Rhinos are some of the biggest animals on land. Only elephants are bigger. A white rhino can weigh 5,000 pounds, about as much as a small pickup truck. Its head alone can weigh close to 1,000 pounds. Even a newborn rhino weighs around 100 pounds at birth.

Rhino horns grow from the skin, not from the skull. They are made of keratin, the same stuff as your fingernails. If a horn breaks off, it slowly grows back. A big rhino horn can be more than three feet long.

Rhinos eat only plants. White rhinos graze on grass with wide, flat lips. Black rhinos use a pointy upper lip like a finger to pull leaves off bushes. A rhino can eat more than 100 pounds of plants in a day. It drinks from rivers and water holes, and it loves to wallow in mud. The mud dries on its skin and works like sunscreen and bug spray.

Rhinos have poor eyesight. A rhino cannot see a person standing still 100 feet away. But its hearing and sense of smell are excellent. Those large ears swivel around like satellite dishes to catch sounds from every direction.
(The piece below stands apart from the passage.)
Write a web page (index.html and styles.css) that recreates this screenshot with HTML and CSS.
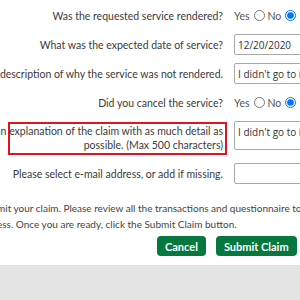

When a rhino is surprised, it sometimes charges first and looks later. A charging rhino can run 30 miles per hour, faster than any human.

Rhinos are in serious trouble. Four of the five kinds are endangered. The Javan rhino is down to about 75 animals, all in one park in Indonesia. The northern white rhino is nearly gone. Only two are left in the world, and both are female. The main reason is poaching. Criminals kill rhinos for their horns, which are sold illegally in some countries because people wrongly believe the horns cure diseases. Science has shown that rhino horn has no medicine in it at all.

Rhinos have been around for a long time. Their ancestors roamed Earth more than 50 million years ago, long before humans existed. One extinct cousin, the woolly rhino, lived in the last Ice Age and had a coat of shaggy hair. Today, park rangers, scientists, and conservation groups work hard to protect the rhinos that remain.